The problem:
Find every line in the records that holds the string "this". Copy each one.

Exercise data:
[Begin]
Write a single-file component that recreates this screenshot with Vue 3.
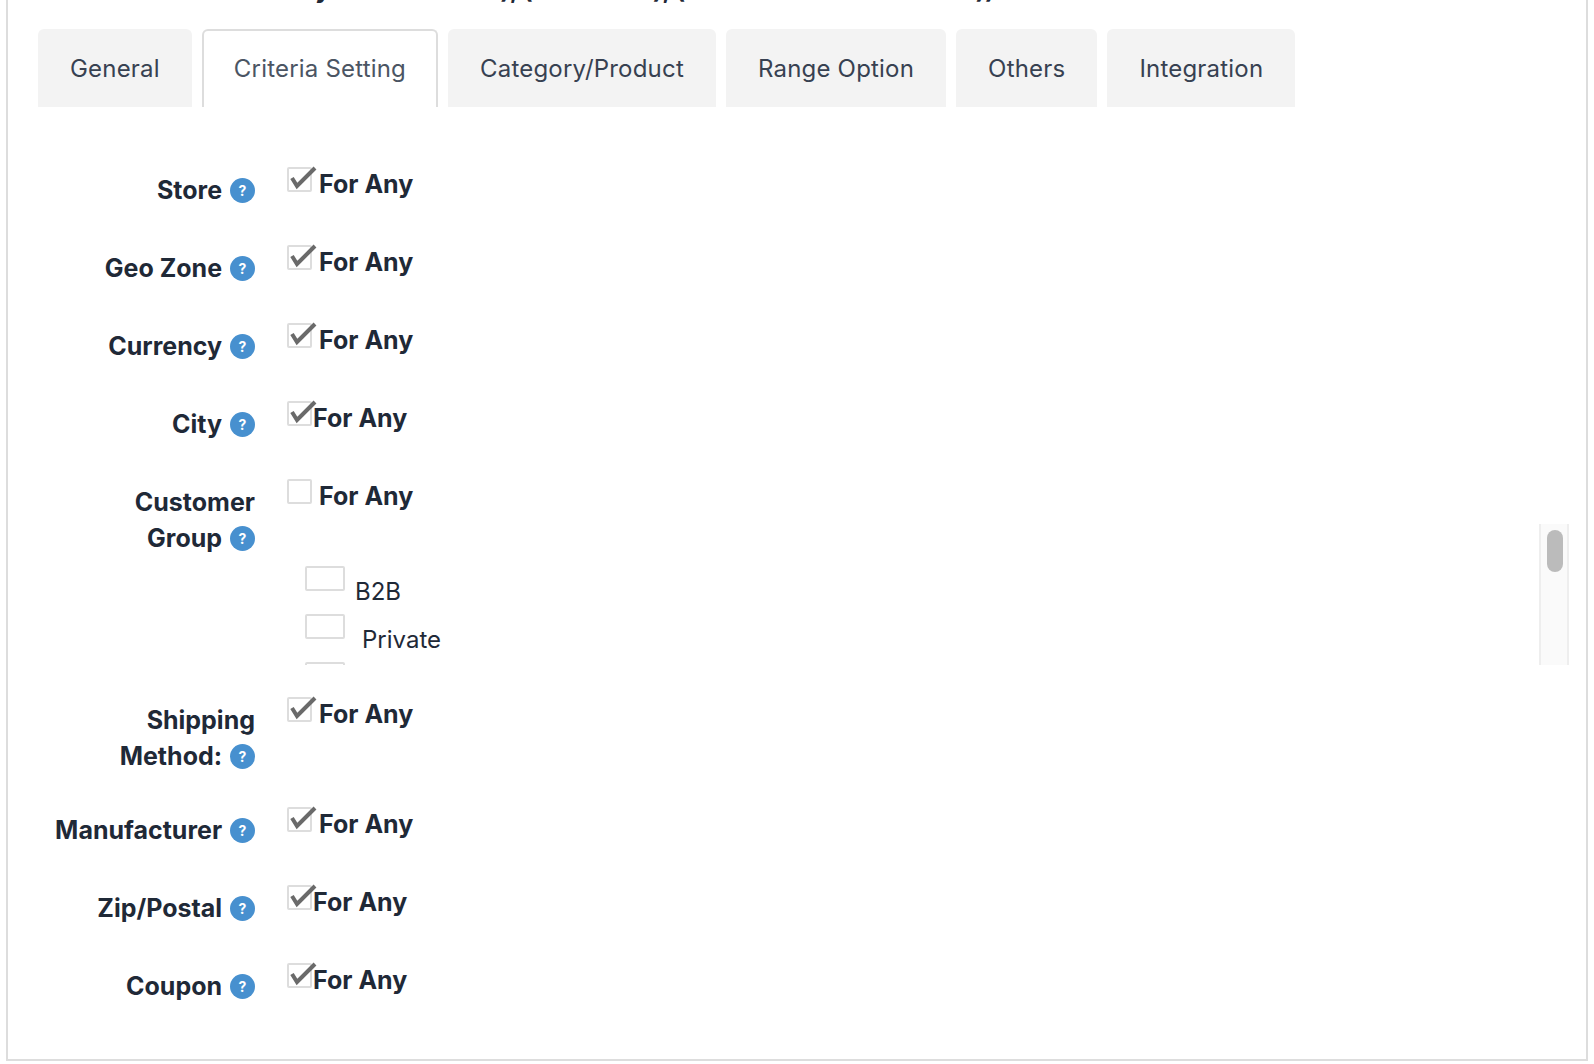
[End]
[Begin]
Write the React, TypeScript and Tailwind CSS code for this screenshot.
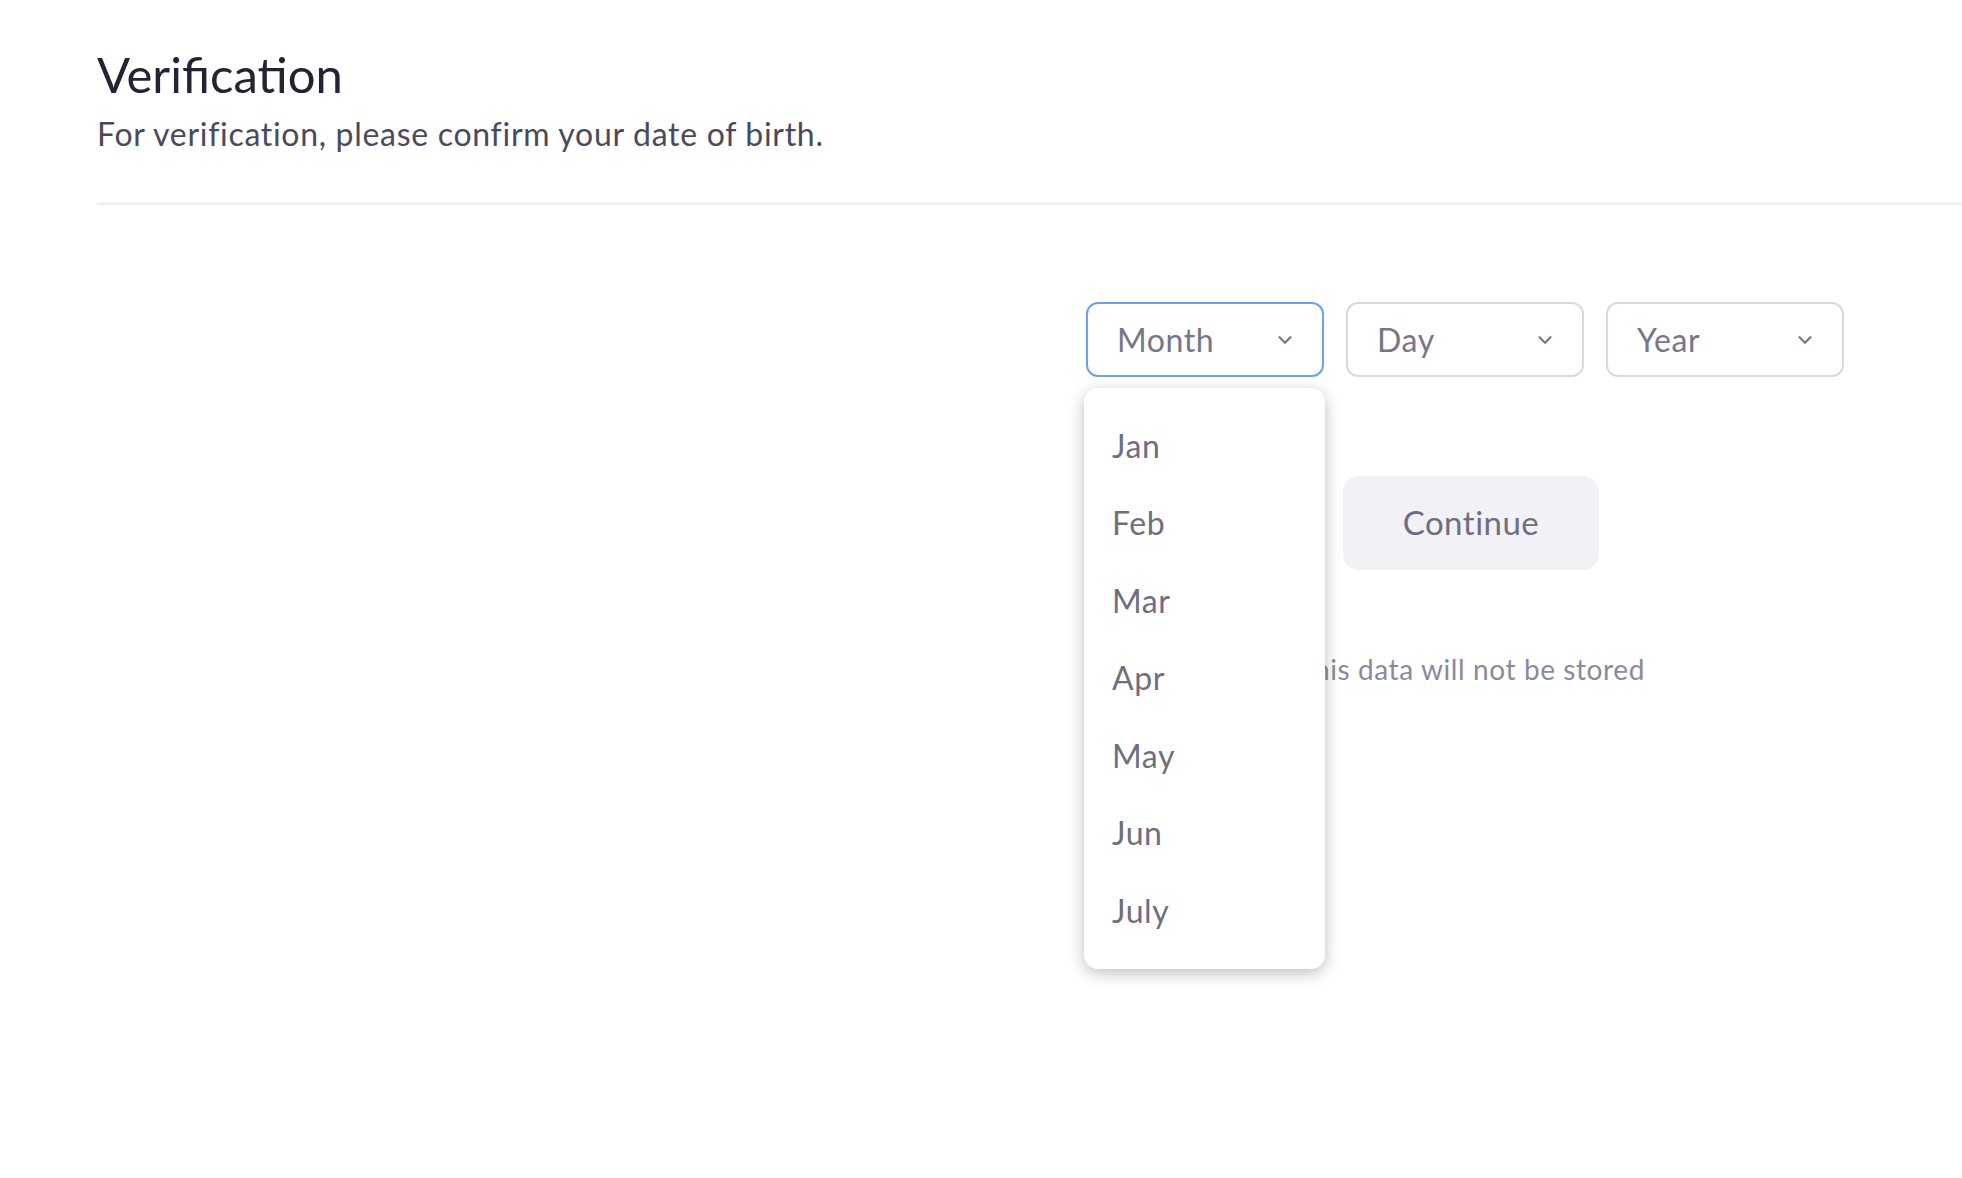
[End]
[Begin]
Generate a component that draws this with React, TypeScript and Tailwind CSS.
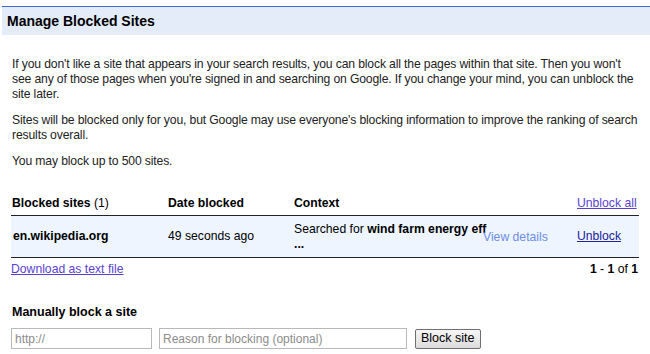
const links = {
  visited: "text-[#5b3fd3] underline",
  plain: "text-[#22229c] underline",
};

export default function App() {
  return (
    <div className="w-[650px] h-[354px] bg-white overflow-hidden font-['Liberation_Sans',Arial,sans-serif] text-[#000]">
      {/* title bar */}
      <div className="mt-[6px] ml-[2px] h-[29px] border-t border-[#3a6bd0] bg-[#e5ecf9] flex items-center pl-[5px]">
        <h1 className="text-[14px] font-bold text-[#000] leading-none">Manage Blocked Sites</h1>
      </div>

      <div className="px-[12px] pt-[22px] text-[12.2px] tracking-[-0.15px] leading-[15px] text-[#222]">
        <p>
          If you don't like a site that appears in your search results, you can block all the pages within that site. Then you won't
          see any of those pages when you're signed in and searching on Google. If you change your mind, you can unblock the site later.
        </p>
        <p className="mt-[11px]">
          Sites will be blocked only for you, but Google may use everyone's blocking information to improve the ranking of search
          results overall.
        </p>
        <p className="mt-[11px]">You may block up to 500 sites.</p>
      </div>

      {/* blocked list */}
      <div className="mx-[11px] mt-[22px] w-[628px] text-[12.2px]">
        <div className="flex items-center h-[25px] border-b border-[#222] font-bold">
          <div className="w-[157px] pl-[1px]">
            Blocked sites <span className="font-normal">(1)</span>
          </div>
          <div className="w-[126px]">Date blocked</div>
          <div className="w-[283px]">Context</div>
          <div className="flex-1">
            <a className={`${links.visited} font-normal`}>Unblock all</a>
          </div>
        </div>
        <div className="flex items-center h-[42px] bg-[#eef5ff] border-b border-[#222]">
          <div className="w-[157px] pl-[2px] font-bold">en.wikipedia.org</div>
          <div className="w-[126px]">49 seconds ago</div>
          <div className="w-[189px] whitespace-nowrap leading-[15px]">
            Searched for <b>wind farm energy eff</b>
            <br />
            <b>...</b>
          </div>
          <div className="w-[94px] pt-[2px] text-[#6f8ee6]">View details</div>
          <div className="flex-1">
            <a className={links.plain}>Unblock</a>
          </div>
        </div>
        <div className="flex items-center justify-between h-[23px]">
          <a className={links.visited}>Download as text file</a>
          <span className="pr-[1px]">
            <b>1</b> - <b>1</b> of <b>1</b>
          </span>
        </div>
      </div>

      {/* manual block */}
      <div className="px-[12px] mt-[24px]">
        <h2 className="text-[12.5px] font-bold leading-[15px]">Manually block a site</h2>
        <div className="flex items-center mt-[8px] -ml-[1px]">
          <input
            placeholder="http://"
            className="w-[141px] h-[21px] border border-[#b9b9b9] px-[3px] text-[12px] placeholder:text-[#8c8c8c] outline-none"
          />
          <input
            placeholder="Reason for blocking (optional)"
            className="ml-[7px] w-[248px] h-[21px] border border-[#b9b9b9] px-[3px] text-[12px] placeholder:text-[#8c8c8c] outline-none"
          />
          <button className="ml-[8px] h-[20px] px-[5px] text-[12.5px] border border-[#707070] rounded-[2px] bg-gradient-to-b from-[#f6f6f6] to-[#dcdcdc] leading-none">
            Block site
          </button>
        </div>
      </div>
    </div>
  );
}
[End]
Response below:
Write a single-file component that recreates this screenshot with Vue 3.
Write the React, TypeScript and Tailwind CSS code for this screenshot.
Generate a component that draws this with React, TypeScript and Tailwind CSS.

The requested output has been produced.